Exercise:
Take the lines from the head of the listing through the one bearing "const NAV_LINKS = ['Events', 'Host" and copy them exactly, leaving every picture out.

Source excerpt:
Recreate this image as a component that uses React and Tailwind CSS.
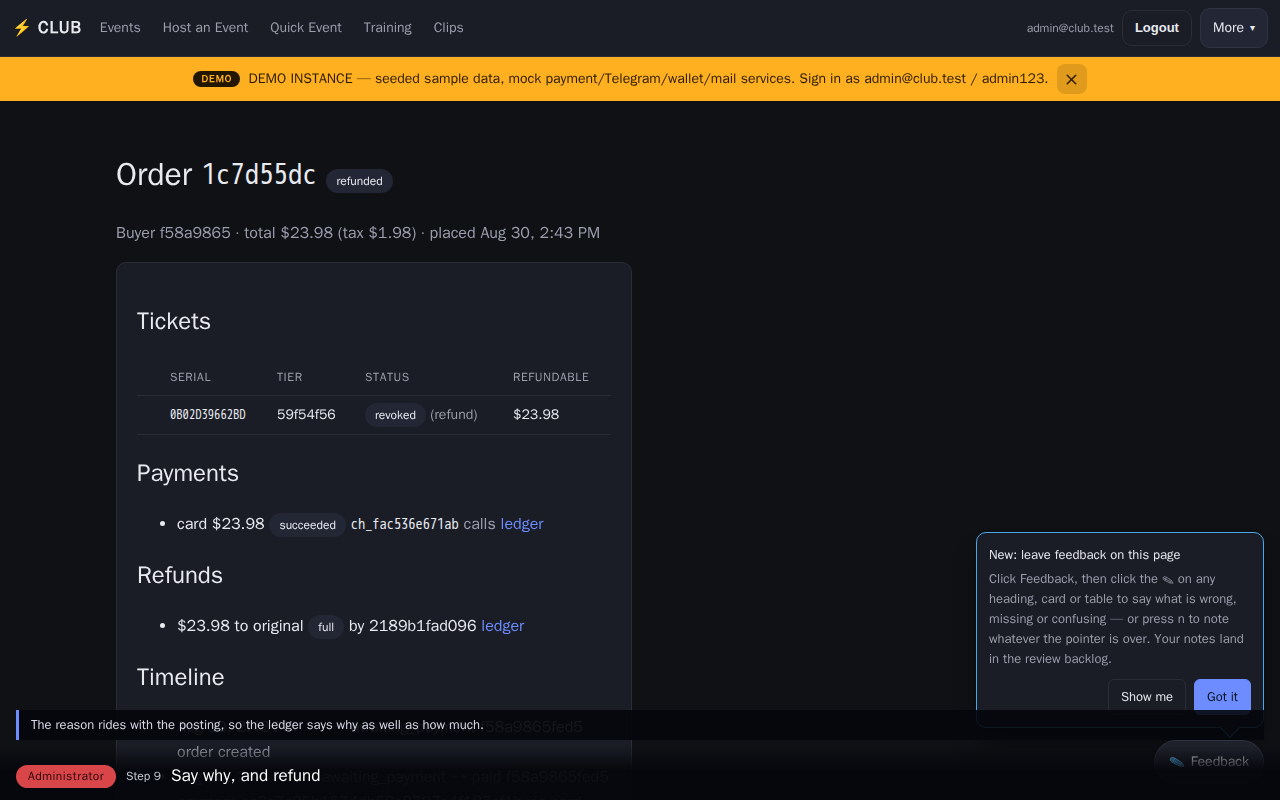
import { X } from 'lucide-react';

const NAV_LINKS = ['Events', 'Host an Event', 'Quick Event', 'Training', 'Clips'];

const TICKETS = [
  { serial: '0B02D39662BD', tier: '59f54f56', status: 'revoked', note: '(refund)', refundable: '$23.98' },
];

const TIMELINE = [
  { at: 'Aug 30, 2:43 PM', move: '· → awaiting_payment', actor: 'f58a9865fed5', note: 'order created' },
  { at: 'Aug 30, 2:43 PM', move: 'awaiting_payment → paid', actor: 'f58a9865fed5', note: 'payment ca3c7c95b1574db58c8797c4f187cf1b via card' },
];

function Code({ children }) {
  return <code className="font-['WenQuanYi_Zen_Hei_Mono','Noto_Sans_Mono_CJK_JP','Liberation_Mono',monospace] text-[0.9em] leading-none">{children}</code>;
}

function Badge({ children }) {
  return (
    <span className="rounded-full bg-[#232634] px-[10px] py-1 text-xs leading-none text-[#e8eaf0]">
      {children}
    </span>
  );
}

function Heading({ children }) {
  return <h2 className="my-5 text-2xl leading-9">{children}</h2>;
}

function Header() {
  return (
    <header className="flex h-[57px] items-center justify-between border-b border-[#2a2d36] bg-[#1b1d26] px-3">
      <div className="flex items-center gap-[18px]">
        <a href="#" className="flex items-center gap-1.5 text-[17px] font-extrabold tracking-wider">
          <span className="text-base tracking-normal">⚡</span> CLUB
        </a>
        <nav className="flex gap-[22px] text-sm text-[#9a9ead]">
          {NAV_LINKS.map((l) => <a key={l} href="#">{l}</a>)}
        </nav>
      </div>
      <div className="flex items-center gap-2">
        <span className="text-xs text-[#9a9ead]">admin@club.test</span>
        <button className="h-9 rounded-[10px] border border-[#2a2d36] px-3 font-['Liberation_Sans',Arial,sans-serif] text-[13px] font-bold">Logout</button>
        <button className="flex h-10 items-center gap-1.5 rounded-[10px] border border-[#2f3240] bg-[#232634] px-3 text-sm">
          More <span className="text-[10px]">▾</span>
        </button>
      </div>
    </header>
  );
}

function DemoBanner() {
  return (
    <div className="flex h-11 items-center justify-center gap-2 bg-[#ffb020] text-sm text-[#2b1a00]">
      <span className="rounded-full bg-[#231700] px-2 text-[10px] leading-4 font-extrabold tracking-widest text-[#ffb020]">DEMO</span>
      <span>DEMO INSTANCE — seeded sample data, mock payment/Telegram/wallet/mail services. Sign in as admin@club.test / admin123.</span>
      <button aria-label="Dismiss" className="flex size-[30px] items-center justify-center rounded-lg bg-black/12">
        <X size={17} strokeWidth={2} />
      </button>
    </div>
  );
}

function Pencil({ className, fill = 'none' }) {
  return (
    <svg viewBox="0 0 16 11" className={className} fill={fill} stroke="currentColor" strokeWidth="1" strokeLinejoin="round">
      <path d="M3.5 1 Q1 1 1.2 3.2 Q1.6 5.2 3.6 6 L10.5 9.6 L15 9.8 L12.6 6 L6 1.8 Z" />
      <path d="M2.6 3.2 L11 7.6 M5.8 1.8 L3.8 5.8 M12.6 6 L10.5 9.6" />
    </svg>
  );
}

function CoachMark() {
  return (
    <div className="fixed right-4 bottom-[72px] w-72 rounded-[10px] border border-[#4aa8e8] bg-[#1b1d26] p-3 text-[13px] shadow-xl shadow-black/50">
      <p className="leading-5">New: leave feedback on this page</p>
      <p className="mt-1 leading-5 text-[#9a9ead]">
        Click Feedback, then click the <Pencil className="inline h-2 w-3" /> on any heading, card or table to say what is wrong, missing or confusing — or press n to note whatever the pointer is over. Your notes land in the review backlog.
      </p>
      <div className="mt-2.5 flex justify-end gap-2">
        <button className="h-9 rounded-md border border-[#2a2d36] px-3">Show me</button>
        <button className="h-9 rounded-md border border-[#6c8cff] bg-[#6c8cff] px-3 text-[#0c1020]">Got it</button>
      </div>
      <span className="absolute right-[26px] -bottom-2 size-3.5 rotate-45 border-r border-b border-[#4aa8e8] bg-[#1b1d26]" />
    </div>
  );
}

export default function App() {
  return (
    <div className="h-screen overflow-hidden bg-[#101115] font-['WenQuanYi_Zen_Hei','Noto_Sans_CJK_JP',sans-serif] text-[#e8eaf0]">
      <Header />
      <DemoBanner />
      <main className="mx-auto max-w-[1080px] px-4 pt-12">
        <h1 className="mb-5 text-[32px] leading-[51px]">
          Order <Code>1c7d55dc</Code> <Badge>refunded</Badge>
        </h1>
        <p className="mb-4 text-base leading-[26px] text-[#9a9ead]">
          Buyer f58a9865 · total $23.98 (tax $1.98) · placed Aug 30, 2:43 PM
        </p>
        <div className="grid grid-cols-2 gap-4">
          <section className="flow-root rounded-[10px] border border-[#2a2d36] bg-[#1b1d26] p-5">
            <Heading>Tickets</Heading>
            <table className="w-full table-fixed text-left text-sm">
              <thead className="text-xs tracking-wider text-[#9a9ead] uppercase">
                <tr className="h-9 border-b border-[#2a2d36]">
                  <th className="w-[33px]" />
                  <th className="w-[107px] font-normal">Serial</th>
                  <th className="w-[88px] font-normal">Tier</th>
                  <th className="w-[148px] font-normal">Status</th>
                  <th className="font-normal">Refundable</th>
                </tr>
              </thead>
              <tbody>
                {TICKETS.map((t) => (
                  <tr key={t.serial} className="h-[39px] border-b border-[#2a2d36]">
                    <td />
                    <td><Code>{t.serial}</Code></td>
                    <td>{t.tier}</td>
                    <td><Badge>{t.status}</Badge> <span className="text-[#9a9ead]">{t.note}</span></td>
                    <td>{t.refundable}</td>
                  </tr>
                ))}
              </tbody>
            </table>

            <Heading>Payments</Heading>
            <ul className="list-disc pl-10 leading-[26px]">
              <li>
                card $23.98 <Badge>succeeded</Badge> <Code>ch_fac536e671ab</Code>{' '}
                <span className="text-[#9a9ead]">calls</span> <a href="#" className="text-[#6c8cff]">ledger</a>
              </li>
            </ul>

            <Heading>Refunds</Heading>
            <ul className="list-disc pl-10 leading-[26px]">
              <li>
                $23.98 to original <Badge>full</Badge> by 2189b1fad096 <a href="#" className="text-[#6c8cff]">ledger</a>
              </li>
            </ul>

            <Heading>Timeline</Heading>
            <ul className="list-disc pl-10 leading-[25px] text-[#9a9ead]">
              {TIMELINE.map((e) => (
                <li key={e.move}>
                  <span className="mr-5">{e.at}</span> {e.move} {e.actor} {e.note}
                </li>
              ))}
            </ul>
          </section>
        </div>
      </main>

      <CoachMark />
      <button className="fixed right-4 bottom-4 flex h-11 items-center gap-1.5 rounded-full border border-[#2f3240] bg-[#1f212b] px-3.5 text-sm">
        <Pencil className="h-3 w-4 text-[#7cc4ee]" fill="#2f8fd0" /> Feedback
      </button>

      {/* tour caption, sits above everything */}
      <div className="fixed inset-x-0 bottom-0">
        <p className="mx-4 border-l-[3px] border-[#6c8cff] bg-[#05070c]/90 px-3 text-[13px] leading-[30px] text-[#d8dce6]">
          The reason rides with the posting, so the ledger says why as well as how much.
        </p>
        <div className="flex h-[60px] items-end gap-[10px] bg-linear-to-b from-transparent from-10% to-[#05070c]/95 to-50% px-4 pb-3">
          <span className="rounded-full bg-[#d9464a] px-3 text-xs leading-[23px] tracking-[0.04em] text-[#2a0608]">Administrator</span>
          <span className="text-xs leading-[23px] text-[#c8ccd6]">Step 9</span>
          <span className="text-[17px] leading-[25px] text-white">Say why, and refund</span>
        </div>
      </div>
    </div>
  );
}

Output for this task:
Recreate this image as a component that uses React and Tailwind CSS.
import { X } from 'lucide-react';

const NAV_LINKS = ['Events', 'Host an Event', 'Quick Event', 'Training', 'Clips'];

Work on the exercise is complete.